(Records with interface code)
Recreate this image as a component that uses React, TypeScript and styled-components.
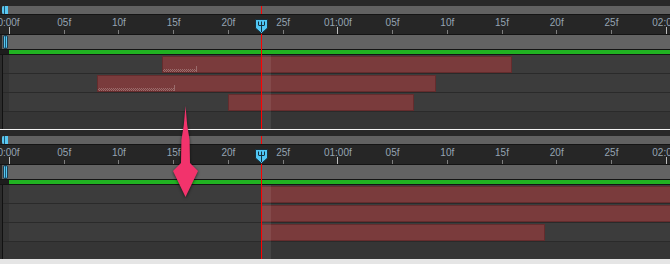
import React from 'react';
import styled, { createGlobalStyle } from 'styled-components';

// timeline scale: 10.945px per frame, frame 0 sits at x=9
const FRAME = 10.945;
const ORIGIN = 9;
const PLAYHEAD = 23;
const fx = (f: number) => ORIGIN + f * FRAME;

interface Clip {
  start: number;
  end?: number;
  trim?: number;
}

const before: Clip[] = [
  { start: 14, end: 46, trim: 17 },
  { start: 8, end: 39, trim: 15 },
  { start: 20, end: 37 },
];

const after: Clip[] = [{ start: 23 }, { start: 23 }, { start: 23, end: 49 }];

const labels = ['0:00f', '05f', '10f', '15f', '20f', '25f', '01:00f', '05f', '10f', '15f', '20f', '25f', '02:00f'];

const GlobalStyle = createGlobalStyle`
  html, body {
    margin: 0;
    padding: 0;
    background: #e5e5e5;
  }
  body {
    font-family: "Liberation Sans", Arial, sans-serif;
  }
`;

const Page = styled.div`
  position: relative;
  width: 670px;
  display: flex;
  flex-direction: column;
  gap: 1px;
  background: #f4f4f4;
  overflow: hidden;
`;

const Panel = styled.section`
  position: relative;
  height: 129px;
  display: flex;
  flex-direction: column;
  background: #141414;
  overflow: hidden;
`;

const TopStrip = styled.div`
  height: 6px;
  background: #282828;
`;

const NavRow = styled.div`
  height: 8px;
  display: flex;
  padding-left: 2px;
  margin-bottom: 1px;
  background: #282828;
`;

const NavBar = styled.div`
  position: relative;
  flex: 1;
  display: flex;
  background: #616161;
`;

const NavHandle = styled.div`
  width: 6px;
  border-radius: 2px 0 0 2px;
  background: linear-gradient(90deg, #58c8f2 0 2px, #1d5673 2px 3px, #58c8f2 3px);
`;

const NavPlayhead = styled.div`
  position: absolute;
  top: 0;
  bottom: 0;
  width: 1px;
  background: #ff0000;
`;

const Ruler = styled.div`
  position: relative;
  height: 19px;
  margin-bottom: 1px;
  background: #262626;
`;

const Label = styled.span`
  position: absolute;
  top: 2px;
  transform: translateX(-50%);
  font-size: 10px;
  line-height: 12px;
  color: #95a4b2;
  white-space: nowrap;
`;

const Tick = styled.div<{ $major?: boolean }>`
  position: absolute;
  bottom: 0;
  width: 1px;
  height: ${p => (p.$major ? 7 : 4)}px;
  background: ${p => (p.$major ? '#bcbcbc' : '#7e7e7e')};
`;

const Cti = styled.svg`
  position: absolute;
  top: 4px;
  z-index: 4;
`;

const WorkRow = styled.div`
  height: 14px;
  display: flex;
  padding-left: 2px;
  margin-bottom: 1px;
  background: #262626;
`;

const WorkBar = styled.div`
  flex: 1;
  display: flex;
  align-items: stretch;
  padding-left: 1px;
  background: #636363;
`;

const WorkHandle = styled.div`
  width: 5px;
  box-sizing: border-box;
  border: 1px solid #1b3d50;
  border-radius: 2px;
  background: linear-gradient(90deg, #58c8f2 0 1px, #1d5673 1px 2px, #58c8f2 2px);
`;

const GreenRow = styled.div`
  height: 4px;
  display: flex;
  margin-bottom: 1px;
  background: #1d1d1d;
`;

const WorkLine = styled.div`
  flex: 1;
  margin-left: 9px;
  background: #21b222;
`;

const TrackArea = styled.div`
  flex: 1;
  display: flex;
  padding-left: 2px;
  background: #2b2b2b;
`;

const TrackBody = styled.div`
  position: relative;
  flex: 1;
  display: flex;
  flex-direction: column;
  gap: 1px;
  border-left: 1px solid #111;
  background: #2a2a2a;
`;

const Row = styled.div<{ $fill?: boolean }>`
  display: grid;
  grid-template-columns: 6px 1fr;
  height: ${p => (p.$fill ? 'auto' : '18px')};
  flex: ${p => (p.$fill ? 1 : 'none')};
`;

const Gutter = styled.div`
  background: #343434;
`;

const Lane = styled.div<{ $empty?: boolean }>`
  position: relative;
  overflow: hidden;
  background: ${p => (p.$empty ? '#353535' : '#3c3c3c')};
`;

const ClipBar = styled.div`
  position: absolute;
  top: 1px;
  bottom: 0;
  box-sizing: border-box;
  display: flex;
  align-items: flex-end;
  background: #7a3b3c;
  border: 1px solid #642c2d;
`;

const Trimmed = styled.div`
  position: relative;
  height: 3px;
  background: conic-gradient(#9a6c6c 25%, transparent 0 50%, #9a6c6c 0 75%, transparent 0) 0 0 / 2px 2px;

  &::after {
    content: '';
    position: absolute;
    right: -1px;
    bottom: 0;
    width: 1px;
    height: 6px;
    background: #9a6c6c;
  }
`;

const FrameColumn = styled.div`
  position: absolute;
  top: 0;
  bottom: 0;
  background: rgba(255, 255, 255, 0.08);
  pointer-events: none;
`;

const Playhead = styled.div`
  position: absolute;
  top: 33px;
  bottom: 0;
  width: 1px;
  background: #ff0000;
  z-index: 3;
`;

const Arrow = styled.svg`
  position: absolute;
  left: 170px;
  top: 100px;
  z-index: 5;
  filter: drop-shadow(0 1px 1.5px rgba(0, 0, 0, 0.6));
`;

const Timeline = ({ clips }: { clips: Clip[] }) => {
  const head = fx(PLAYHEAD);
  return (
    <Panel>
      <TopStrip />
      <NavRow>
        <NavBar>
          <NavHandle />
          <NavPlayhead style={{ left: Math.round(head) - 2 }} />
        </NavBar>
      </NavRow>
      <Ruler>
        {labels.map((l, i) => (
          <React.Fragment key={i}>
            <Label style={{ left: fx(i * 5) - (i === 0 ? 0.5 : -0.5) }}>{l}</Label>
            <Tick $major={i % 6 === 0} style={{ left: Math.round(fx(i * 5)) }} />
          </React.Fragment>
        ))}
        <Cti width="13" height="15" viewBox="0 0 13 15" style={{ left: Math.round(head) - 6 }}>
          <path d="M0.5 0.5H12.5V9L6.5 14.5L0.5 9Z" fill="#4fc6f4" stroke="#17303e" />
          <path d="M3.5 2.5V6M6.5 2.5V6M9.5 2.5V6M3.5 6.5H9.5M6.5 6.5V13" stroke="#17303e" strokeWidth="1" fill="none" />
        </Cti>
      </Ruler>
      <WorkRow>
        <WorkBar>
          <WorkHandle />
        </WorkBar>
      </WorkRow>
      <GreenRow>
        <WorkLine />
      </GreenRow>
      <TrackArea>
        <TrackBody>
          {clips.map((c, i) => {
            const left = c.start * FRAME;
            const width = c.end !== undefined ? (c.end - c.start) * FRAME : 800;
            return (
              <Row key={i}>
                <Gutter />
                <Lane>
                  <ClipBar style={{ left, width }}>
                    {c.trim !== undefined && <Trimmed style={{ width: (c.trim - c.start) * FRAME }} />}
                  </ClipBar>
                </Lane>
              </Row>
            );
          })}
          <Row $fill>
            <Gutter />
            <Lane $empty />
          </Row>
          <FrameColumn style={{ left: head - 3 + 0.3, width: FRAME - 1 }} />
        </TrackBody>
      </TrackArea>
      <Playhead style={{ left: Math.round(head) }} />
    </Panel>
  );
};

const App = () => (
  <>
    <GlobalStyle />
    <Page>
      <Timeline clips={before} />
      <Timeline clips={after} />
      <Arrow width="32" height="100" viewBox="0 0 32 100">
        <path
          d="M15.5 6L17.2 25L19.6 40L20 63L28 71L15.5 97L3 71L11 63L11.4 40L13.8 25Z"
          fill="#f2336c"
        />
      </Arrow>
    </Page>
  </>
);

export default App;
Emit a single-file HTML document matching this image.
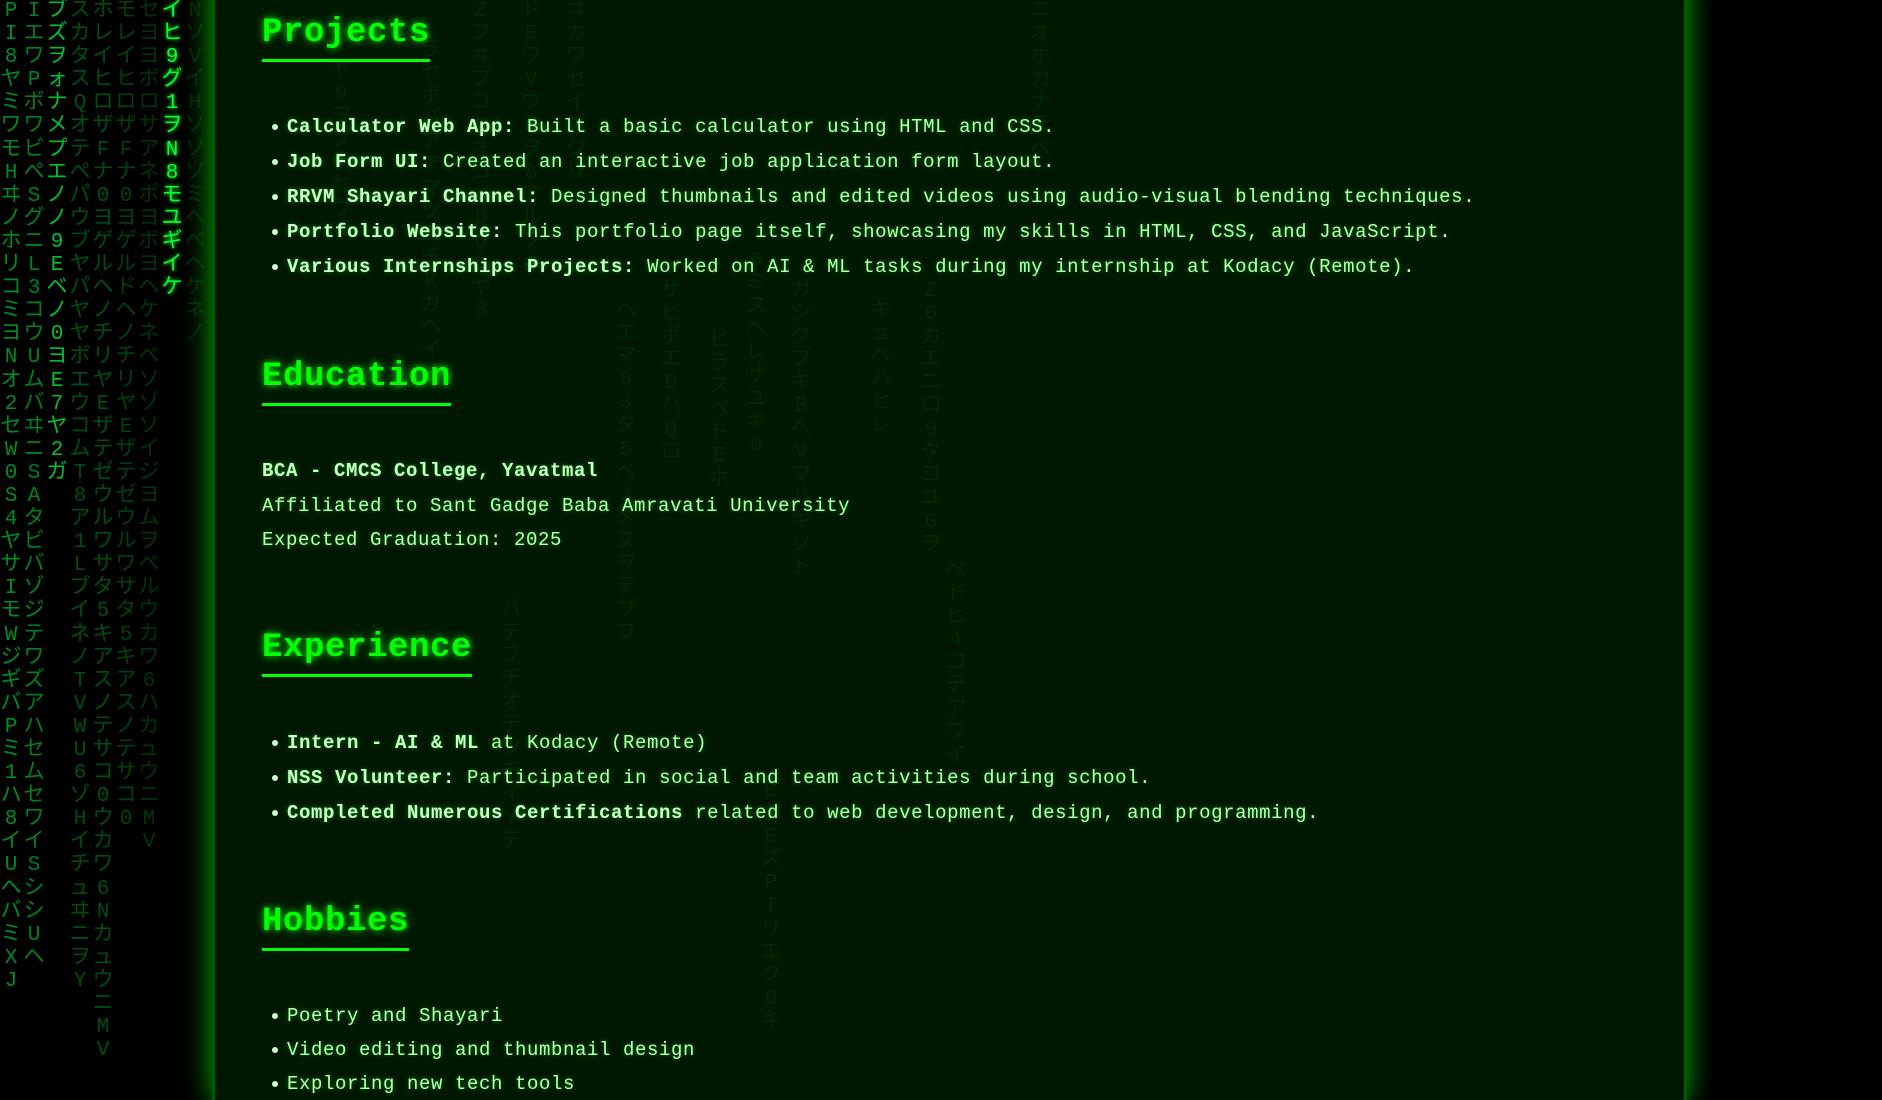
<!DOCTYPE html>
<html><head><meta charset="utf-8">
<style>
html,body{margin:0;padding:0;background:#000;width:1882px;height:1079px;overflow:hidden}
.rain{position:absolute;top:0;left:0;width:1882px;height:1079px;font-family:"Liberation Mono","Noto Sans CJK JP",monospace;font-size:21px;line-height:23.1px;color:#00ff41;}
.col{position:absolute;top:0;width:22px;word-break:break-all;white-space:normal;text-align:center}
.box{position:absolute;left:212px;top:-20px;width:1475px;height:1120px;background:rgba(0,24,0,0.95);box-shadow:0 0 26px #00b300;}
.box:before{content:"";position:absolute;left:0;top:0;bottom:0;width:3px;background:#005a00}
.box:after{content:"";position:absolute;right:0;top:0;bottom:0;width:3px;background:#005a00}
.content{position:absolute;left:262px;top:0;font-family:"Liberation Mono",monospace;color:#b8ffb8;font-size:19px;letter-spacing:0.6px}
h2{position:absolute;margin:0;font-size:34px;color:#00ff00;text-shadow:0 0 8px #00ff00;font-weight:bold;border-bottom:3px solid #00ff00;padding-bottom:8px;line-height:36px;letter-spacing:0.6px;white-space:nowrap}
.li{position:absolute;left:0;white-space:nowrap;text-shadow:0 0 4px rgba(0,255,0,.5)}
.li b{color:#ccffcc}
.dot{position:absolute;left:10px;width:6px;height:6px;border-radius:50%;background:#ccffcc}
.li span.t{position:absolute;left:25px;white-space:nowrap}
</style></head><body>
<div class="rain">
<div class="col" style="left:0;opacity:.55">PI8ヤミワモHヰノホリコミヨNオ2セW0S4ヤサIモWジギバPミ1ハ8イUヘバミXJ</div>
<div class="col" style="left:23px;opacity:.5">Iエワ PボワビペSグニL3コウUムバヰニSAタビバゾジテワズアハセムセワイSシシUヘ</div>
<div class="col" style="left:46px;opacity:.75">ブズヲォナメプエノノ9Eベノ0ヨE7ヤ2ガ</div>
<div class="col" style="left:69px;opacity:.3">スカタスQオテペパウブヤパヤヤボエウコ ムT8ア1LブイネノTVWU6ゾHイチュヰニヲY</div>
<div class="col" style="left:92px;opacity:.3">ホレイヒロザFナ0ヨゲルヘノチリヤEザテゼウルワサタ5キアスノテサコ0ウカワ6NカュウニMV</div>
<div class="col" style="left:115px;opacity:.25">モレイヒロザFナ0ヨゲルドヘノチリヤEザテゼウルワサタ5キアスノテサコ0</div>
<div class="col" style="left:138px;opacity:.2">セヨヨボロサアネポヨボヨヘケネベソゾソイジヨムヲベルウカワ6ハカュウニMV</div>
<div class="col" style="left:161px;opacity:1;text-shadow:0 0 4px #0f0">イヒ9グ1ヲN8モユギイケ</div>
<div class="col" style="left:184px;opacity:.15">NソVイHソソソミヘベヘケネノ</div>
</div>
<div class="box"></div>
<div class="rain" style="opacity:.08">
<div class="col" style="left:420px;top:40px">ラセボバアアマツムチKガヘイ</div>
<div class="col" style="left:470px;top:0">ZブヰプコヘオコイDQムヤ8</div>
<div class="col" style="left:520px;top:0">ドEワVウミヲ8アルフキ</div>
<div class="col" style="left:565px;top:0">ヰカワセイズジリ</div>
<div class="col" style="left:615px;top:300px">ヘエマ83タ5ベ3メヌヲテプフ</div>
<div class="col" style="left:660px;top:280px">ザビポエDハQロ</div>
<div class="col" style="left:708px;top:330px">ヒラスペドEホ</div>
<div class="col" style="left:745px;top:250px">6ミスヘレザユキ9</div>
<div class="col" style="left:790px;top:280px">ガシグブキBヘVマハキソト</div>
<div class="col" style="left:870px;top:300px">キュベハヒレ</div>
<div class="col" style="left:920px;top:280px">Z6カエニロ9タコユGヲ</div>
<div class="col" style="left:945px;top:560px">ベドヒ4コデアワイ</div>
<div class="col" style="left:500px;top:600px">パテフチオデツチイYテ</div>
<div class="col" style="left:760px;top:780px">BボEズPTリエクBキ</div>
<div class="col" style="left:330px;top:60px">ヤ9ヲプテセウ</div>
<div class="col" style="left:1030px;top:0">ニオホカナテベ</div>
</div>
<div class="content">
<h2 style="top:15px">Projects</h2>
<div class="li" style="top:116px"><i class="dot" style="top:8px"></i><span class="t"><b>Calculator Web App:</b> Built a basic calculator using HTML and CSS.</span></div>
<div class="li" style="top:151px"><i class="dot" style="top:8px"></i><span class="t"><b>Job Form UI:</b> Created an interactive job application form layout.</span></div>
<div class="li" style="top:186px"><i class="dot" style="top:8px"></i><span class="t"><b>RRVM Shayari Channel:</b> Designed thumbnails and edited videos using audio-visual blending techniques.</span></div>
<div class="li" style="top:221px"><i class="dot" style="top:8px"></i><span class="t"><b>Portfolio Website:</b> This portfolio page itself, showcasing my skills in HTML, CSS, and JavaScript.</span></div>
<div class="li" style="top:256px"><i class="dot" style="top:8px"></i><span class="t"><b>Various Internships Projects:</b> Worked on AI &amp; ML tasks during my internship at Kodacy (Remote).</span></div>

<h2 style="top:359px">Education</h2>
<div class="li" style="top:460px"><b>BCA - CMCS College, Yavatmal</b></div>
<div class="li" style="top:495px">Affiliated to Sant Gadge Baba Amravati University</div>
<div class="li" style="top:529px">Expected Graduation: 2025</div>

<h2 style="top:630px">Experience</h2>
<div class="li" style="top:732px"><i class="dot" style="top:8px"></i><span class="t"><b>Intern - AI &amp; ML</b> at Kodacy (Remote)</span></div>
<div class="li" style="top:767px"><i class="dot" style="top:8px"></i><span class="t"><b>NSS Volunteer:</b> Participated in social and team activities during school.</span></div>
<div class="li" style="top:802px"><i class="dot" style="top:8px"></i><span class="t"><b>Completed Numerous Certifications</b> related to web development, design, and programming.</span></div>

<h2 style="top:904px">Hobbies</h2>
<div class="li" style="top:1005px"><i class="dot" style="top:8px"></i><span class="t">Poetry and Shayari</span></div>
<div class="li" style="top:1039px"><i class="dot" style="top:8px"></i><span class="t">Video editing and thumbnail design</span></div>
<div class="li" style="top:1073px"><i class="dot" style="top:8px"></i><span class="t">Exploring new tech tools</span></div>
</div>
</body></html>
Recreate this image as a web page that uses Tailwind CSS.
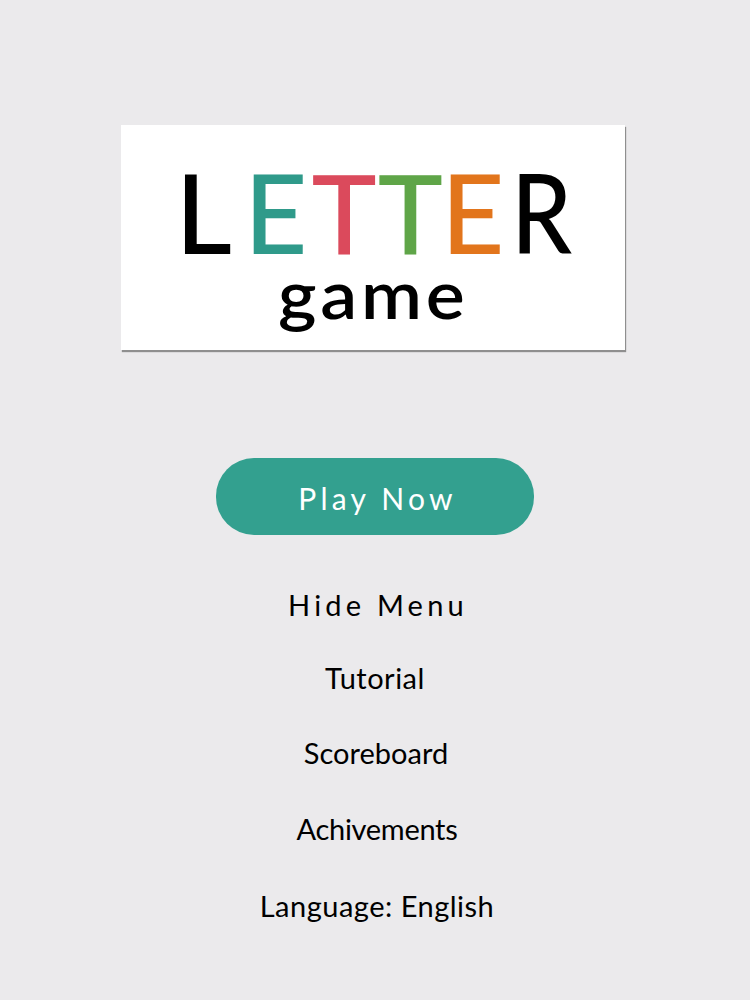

**To do**
All lines of the data above that include the word "image" must be shown.

**Solution to the problem**
Recreate this image as a component that uses React, TypeScript and styled-components.
Emit a single-file HTML document matching this image.
Recreate this image as a web page that uses Tailwind CSS.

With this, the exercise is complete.